From April 21st to May 2nd, the Tribeca Film Festival once again takes over lower Manhattan for its 9th year of celebrating exciting new films. The festival was founded in 2001 by Robert De Niro, Jane Rosenthal, and Craig Hatkoff as a way to help revitalize the economy of lower Manhattan after the attacks on the World Trade Center. It celebrates New York as a major filmmaking center and has also become known as a vibrant home of independent film and a chance to see up-and-coming new filmmakers.
Screenings are spread throughout Tribeca and up into the Chelsea/Union Square areas and run almost around the clock, starting as early as 11:30 am and running until 2:00 am. Tickets are $16 for the most traditional 6:00-11:00 pm screening times, and $8 for matinee or late evening times outside of that range. Discounts are available for students, seniors, and downtown residents and festival ticket packages are also offered. Check out the Festival Guide for more detailed information on pricing and venue locations, as well as for the official listing of films being shown. Films are color-coded into categories and screenings with panel discussions are listed in red.
The festival does include juried competitions, but everyone gets to help vote for the Heineken Audience Award for Best Feature Film (which will win $25,000 and a follow-up screening), so don't forget to cast your vote at any feature film screenings you attend.
The Tribeca Drive-In is the festival's free outdoor movie series, which screens films in the World Financial Center Plaza under the stars and next to the Hudson River. Each film is paired with fun activities and related programming, which begin at 6:00 pm; the movie then starts after sundown (around 8:15 pm). This year's drive-in movies are: The Spirit of Salsa on April 22nd, complete with salsa band and dance lesson/contest; Big on April 23rd, for which the plaza will host a carnival including face painters, fortune tellers, and games; and The Birth of Big Air on April 24th, a documentary about the BMX extreme bike circuit, which will be paired with BMX demos and a live stunt show after the movie.
Other free events include many of the Tribeca Talks panel discussions. The Industry Tribeca Talks are discussions among filmmakers about important issues they face today
and the Pen to Paper Tribeca Talks hosted at the Union Square Barnes & Noble are about the art of screenwriting. After the Movie panel talks occur exactly when they say, after a chosen film screening, and are often with the director and usually a star or two (though they also come with a fee).
Besides the kid-friendly screening of Big at the Drive-In, there are many Family Festival events, in particular the free all-day Family Festival Street Fair that runs from 10 am – 6 pm on May 1st. The fair takes place on Greenwich Street, north of Chambers Street, and has performances, activities and storytelling fun for the whole family. Also exciting for kids is the Downtown Youth Behind the Camera Program, which includes an April 25th screening of short films made by young people from lower Manhattan schools.

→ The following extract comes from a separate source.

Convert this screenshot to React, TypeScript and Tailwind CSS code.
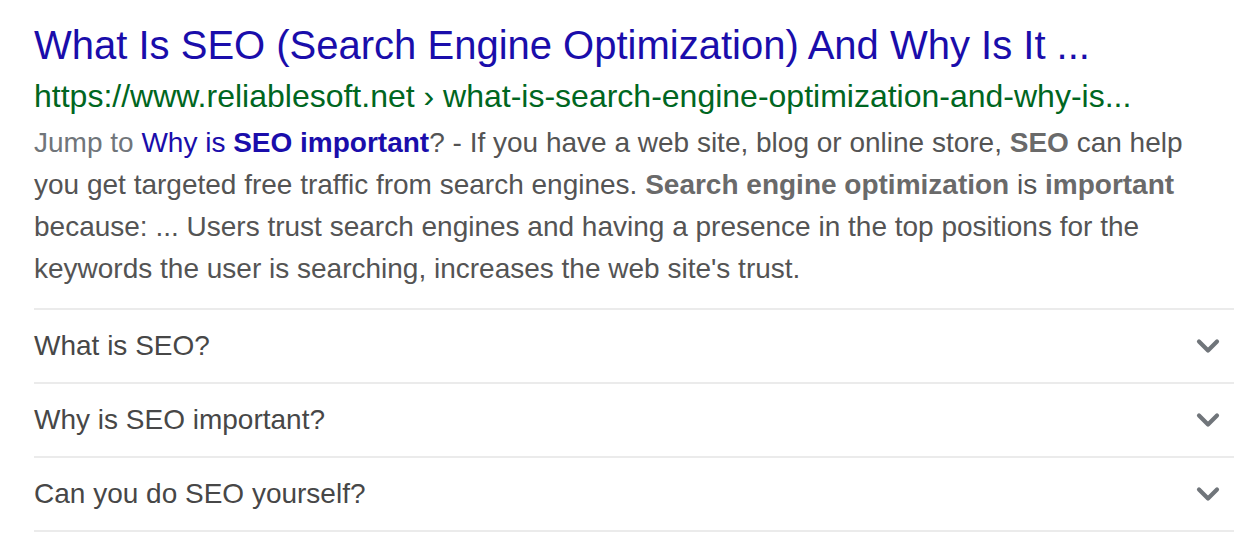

Special events abound and most of the area gets in on the action. The Apple Store in SoHo hosts exclusive events and workshops in concert with the festival and all are free to the public–check out their website for more information.
Can't attend in person? Launching for the first time this year, Tribeca Film Festival Virtual lets you take part in the festival online. A Premium Pass lets you watch films online April 23-30 that are simultaneously premiering in theatres at the 2010 festival. There will also be original online content, Q&As, and many other opportunities to interact with industry professionals and fans. While some content is available to all, the features, short films, and real-time filmmaker Q&As are only available to those with Premium Passes, which run $45.
The film festival is even finding its way into your tv. Starting April 21st, you can also find 15 movies curated by Tribeca Film, including some of the official 2010 festival selections and past festival favorites, available through your television provider's movies on demand feature.